First-principles analysis of charge transport and spin relaxation in germanium

Germanium is an emerging candidate material for quantum technologies due to its high carrier mobility and strong spin-orbit coupling (SOC). Existing studies of charge transport and spin relaxation in Ge have focused on phenomenological models and qualitative understanding. Leveraging advances in first-principles methods, more quantitative studies of the interactions of carriers and spin with phonons are now possible. In this talk, we present a first-principles study of phonon-limited charge transport and T₁ spin relaxation times in bulk Ge.

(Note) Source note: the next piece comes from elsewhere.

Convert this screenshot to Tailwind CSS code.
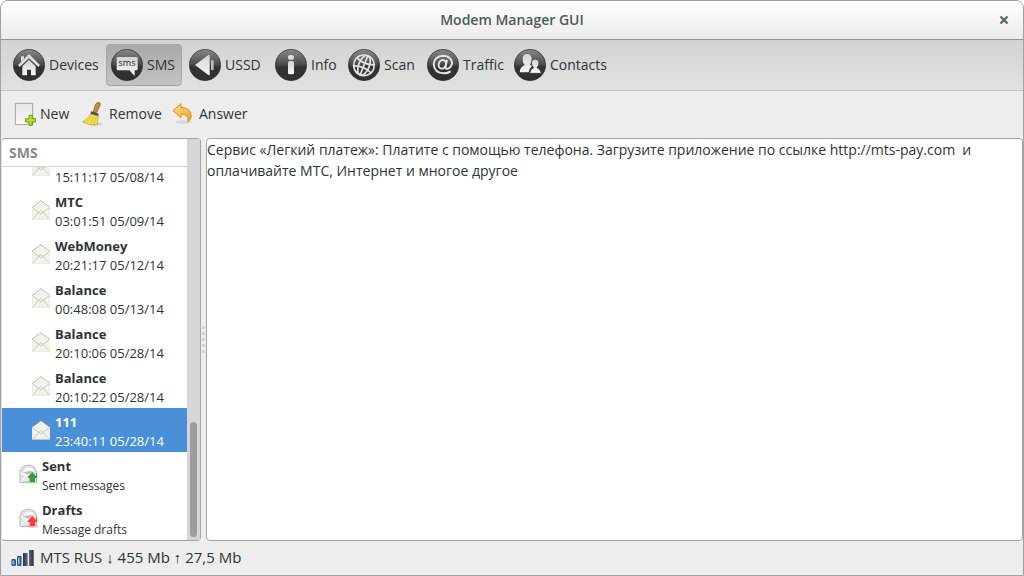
<!DOCTYPE html>
<html lang="en">
<head>
<meta charset="utf-8">
<title>Modem Manager GUI</title>
<script src="https://cdn.jsdelivr.net/npm/@tailwindcss/browser@4"></script>
</head>
<body class="h-screen bg-white font-['Open_Sans','Noto_Sans',sans-serif] text-sm text-[#2e3436]">
<svg width="0" height="0" class="absolute" aria-hidden="true">
  <defs>
    <linearGradient id="disc" x1="0" y1="0" x2="0" y2="1"><stop offset="0" stop-color="#8a8a8a"/><stop offset=".48" stop-color="#4c4c4c"/><stop offset=".56" stop-color="#333"/><stop offset="1" stop-color="#303030"/></linearGradient>
    <linearGradient id="glyph" x1="0" y1="0" x2="0" y2="1"><stop offset="0" stop-color="#d4d4d4"/><stop offset="1" stop-color="#f8f8f8"/></linearGradient>
    <linearGradient id="paper" x1="0" y1="0" x2="0" y2="1"><stop offset="0" stop-color="#e6e6e6"/><stop offset="1" stop-color="#f8f8f8"/></linearGradient>
    <linearGradient id="gold" x1="0" y1="0" x2="1" y2="1"><stop offset="0" stop-color="#fde08a"/><stop offset="1" stop-color="#f3a52c"/></linearGradient>
    <linearGradient id="bar" x1="0" y1="0" x2="1" y2="0"><stop offset="0" stop-color="#2f343d"/><stop offset=".5" stop-color="#6c717b"/><stop offset="1" stop-color="#2b2f38"/></linearGradient>
    <symbol id="base" viewBox="0 0 96 96"><circle cx="48" cy="48" r="47" fill="url(#disc)" stroke="#2b2b2b" stroke-width="2"/></symbol>
    <symbol id="mail" viewBox="0 0 54 60">
      <path d="M0 22 27 2 54 22V58H0Z" fill="#f3f3ea"/>
      <path d="M0 22 27 2 54 22" fill="none" stroke="#8b8b86" stroke-width="2.5" stroke-dasharray="4 2"/>
      <path d="M0 22V58H54V22" fill="none" stroke="#deded4" stroke-width="2"/>
      <path d="M3 24 27 42 51 24M3 56 20 37M51 56 34 37M20 37 27 32 34 37" fill="none" stroke="#b4b4ad" stroke-width="2"/>
    </symbol>
    <symbol id="folder" viewBox="0 0 60 60">
      <path d="M3 25Q6 5 28 3Q49 4 53 25V53L3 56Z" fill="#e6e6e6" stroke="#a9a9a9" stroke-width="2.5"/>
      <path d="M10 24 17 11Q29 7 41 11L49 24 28 36Z" fill="#f7f7f7" stroke="#cfcfcf" stroke-width="2"/>
      <path d="M14 25 32 21 46 24 28 33Z" fill="#bcbcbc"/>
      <path d="M5 52 24 34M5 27 24 35 34 31" fill="none" stroke="#fff" stroke-width="3"/>
      <path d="M53 27V42" stroke="#777" stroke-width="3"/>
      <ellipse cx="40" cy="56" rx="19" ry="4" fill="currentColor" opacity=".25"/>
      <path d="M40 24 53 38V42H48V54H32V42H27V38Z" fill="currentColor"/>
    </symbol>
  </defs>
</svg>
<div class="flex h-full flex-col overflow-hidden rounded-t-lg border border-[#a1a1a1] bg-[#ededed]">
  <header class="relative flex h-[39px] shrink-0 items-center justify-center border-b border-[#949694] bg-linear-to-b from-white to-[#ebebeb]">
    <h1 class="text-sm font-semibold text-[#4e5a5e]">Modem Manager GUI</h1>
    <button aria-label="Close" class="absolute right-[14px] top-[14px] flex size-[10px] items-center justify-center">
      <svg viewBox="0 0 10 10" class="size-[10px]"><path d="M1.5 1.5 8.5 8.5M8.5 1.5 1.5 8.5" stroke="#56666b" stroke-width="2.2"/></svg>
    </button>
  </header>

  <nav class="flex h-[51px] shrink-0 items-center gap-0.5 border-b border-[#c6c8c5] bg-linear-to-b from-[#d1d3d0] via-[#d9dbd8] to-[#e1e3e0] pl-[7px]">
    <button class="flex h-[42px] w-24 items-center gap-1 rounded-sm border border-transparent pl-1">
      <svg viewBox="0 0 96 96" class="size-8 shrink-0"><use href="#base"/><path d="M15 48 48 15 81 48 76 54 48 27 20 54Z" fill="#dedede"/><path d="M24 22H33V30L24 39Z" fill="#dcdcdc"/><path d="M28 52 48 33 68 52V79H54V62H42V79H28Z" fill="url(#glyph)"/></svg>Devices</button>
    <button aria-pressed="true" class="flex h-[42px] w-19 items-center gap-1 rounded-sm border border-[#a5a8a4] bg-linear-to-b from-[#a7aaa7] to-[#c1c4c0] pl-1">
      <svg viewBox="0 0 96 96" class="size-8 shrink-0"><use href="#base"/><path d="M21 24H76Q80 24 80 28V60Q80 64 76 64H71V81L55 64H21Q17 64 17 60V28Q17 24 21 24Z" fill="url(#glyph)"/><text x="48" y="51" text-anchor="middle" font-size="27" font-family="Open Sans" fill="#222">sms</text></svg>SMS</button>
    <button class="flex h-[42px] w-21 items-center gap-1 rounded-sm border border-transparent pl-1">
      <svg viewBox="0 0 96 96" class="size-8 shrink-0"><use href="#base"/><path d="M18 48 58 18Q62 16 62 21V76Q62 80 58 78Z" fill="url(#glyph)"/><rect x="66" y="33" width="8" height="31" rx="4" fill="#bfbfbf"/></svg>USSD</button>
    <button class="flex h-[42px] w-[71px] items-center gap-1 rounded-sm border border-transparent pl-1">
      <svg viewBox="0 0 96 96" class="size-8 shrink-0"><use href="#base"/><rect x="39" y="18" width="18" height="14" rx="6" fill="#ddd"/><rect x="39" y="36" width="18" height="40" rx="5" fill="url(#glyph)"/></svg>Info</button>
    <button class="flex h-[42px] w-[77px] items-center gap-1 rounded-sm border border-transparent pl-1">
      <svg viewBox="0 0 96 96" class="size-8 shrink-0"><use href="#base"/><g fill="none" stroke="#e2e2e2" stroke-width="5" transform="rotate(22 48 49)"><circle cx="48" cy="49" r="31"/><ellipse cx="48" cy="49" rx="16" ry="31"/><path d="M48 18V80M20 36Q48 48 76 36M20 62Q48 50 76 62"/></g></svg>Scan</button>
    <button class="flex h-[42px] w-[85px] items-center gap-1 rounded-sm border border-transparent pl-1">
      <svg viewBox="0 0 96 96" class="size-8 shrink-0"><use href="#base"/><g fill="none" stroke="#e4e4e4" stroke-width="6"><ellipse cx="46" cy="46" rx="11" ry="13" transform="rotate(20 46 46)"/><path d="M60 32 55 55Q56 62 65 58Q76 51 75 40Q71 21 48 20Q22 22 20 45Q22 72 50 73Q62 73 71 67"/></g></svg>Traffic</button>
    <button class="flex h-[42px] items-center gap-1 rounded-sm border border-transparent pl-1 pr-1">
      <svg viewBox="0 0 96 96" class="size-8 shrink-0"><use href="#base"/><path d="M17 70Q18 54 32 49Q25 41 26 28Q28 15 39 15Q51 15 53 28Q54 39 48 47L54 51Q46 58 44 70Z" fill="url(#glyph)"/><path d="M47 73Q48 60 59 56Q51 49 52 40Q54 30 63 30Q74 30 75 40Q76 50 69 56Q80 60 82 73Z" fill="url(#glyph)" stroke="#383838" stroke-width="2.5"/></svg>Contacts</button>
  </nav>

  <div role="toolbar" class="flex h-[47px] shrink-0 items-center gap-[11px] pb-0.5 pl-[11px]">
    <button class="flex w-[58px] items-center gap-1">
      <svg viewBox="0 0 72 72" class="size-6 shrink-0"><path d="M10 4H62V68H10Z" fill="url(#paper)" stroke="#a0a3a5" stroke-width="3"/><path d="M51 40H61V50H71V60H61V70H51V60H41V50H51Z" fill="#b4d83a" stroke="#719a16" stroke-width="3"/></svg>New</button>
    <button class="flex w-[79px] items-center gap-1">
      <svg viewBox="0 0 72 72" class="size-6 shrink-0"><ellipse cx="42" cy="66" rx="22" ry="5" fill="#d2d2d2"/><path d="M36 30 44 6Q50-2 57 3Q60 10 53 18L46 34Z" fill="#c08a42" stroke="#8d5a20" stroke-width="2"/><path d="M29 36 52 43Q48 57 49 68Q27 72 5 60Q20 52 29 36Z" fill="#f3e14e" stroke="#b89c1c" stroke-width="2"/><path d="M31 42Q25 54 17 61M38 44Q34 58 28 65M45 46Q40 57 40 68" fill="none" stroke="#cbb02c" stroke-width="2"/><path d="M31 28 53 35 52 42 28 35Z" fill="#52534a"/></svg>Remove</button>
    <button class="flex items-center gap-1">
      <svg viewBox="0 0 72 72" class="size-6 shrink-0"><ellipse cx="38" cy="60" rx="24" ry="5" fill="#d8d8d8"/><path d="M6 26 30 5V16Q59 17 61 43Q59 54 51 59Q55 37 30 36V47Z" fill="url(#gold)" stroke="#d98b16" stroke-width="3" stroke-linejoin="round"/></svg>Answer</button>
  </div>

  <main class="flex min-h-0 flex-1">
    <section class="flex w-[200px] shrink-0 rounded-sm border border-[#a4a6a4] border-l-[#e0e0e0] bg-white">
      <div class="flex min-w-0 flex-1 flex-col">
        <h2 class="h-7 shrink-0 border-b border-[#d2d3d2] pl-[7px] text-sm leading-7 font-bold text-[#8b8b86]">SMS</h2>
        <ul class="flex min-h-0 flex-1 flex-col justify-end overflow-hidden text-[13px] leading-[19px]">
          <li class="flex h-11 shrink-0 items-center gap-[5px] pl-[30px]"><svg class="h-5 w-[18px] shrink-0"><use href="#mail"/></svg><div class="pt-[3px]"><b class="block">Balance</b>15:11:17 05/08/14</div></li>
          <li class="flex h-11 shrink-0 items-center gap-[5px] pl-[30px]"><svg class="h-5 w-[18px] shrink-0"><use href="#mail"/></svg><div class="pt-[3px]"><b class="block">MTC</b>03:01:51 05/09/14</div></li>
          <li class="flex h-11 shrink-0 items-center gap-[5px] pl-[30px]"><svg class="h-5 w-[18px] shrink-0"><use href="#mail"/></svg><div class="pt-[3px]"><b class="block">WebMoney</b>20:21:17 05/12/14</div></li>
          <li class="flex h-11 shrink-0 items-center gap-[5px] pl-[30px]"><svg class="h-5 w-[18px] shrink-0"><use href="#mail"/></svg><div class="pt-[3px]"><b class="block">Balance</b>00:48:08 05/13/14</div></li>
          <li class="flex h-11 shrink-0 items-center gap-[5px] pl-[30px]"><svg class="h-5 w-[18px] shrink-0"><use href="#mail"/></svg><div class="pt-[3px]"><b class="block">Balance</b>20:10:06 05/28/14</div></li>
          <li class="flex h-11 shrink-0 items-center gap-[5px] pl-[30px]"><svg class="h-5 w-[18px] shrink-0"><use href="#mail"/></svg><div class="pt-[3px]"><b class="block">Balance</b>20:10:22 05/28/14</div></li>
          <li aria-current="true" class="flex h-11 shrink-0 items-center gap-[5px] bg-[#4a90d9] pl-[30px] text-white"><svg class="h-5 w-[18px] shrink-0"><use href="#mail"/></svg><div class="pt-[3px]"><b class="block">111</b>23:40:11 05/28/14</div></li>
          <li class="flex h-11 shrink-0 items-center gap-[3px] pl-[17px] text-xs leading-[19px]"><svg class="size-5 shrink-0 text-[#3a9a3c]"><use href="#folder"/></svg><div class="pt-[3px]"><b class="block text-[13px]">Sent</b>Sent messages</div></li>
          <li class="flex h-11 shrink-0 items-center gap-[3px] pl-[17px] text-xs leading-[19px]"><svg class="size-5 shrink-0 text-[#f53b3f]"><use href="#folder"/></svg><div class="pt-[3px]"><b class="block text-[13px]">Drafts</b>Message drafts</div></li>
        </ul>
      </div>
      <div class="flex w-[13px] flex-col justify-end bg-[#d6d6d6] px-[3px] pb-[3px]"><div class="h-[115px] rounded-full bg-[#9b9d9e]"></div></div>
    </section>
    <div role="separator" class="flex w-[5px] shrink-0 flex-col items-center justify-center gap-[3px]">
      <i class="size-[3px] rounded-full bg-[#cfcfcf]"></i><i class="size-[3px] rounded-full bg-[#cfcfcf]"></i><i class="size-[3px] rounded-full bg-[#cfcfcf]"></i><i class="size-[3px] rounded-full bg-[#cfcfcf]"></i><i class="size-[3px] rounded-full bg-[#cfcfcf]"></i>
    </div>
    <textarea aria-label="Message text" spellcheck="false" class="min-w-0 flex-1 resize-none rounded-sm border border-[#a4a6a4] bg-white text-sm leading-[21px] outline-none">Сервис «Легкий платеж»: Платите с помощью телефона. Загрузите приложение по ссылке http://mts-pay.com  и оплачивайте МТС, Интернет и многое другое</textarea>
  </main>

  <footer class="flex h-[34px] shrink-0 items-center gap-[5px] pl-[10px] text-[15px]">
    <svg viewBox="0 0 72 54" class="h-[18px] w-6 shrink-0"><g stroke="#25365c" stroke-width="3"><path d="M3 32H13V49H3Z" fill="#3f8eea"/><path d="M20 23H30V49H20Z" fill="#3f8eea"/></g><path d="M36 12H50V51H36ZM54 3H68V51H54Z" fill="url(#bar)"/><path d="M6 35V46M23 26V46" stroke="#a5d0ff" stroke-width="3"/></svg>
    <span>MTS RUS ↓ 455 Mb ↑ 27,5 Mb</span>
  </footer>
</div>
</body>
</html>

Our calculations employ an accurate band structure obtained from hybrid functionals and electron-phonon interactions that include SOC via fully-relativistic pseudopotentials. We solve the Boltzmann transport equation to study transport and our recently developed spin-phonon Bethe-Salpeter equation for spin dynamics [1], in both cases using the PERTURBO code [2]. Our computed mobilities and T₁ spin relaxation times are in excellent agreement with experiments in the 100 – 300 K temperature range for both electron and hole carriers. By analyzing the contributions from different phonon modes and electronic valleys, we demonstrate that charge transport and spin relaxation are governed by distinct microscopic mechanisms. The effect of external strain on the mobility and spin relaxation times will also be discussed. Our work sheds light on microscopic electron and spin dynamics in Ge, aiding the development of future Ge-based quantum technologies.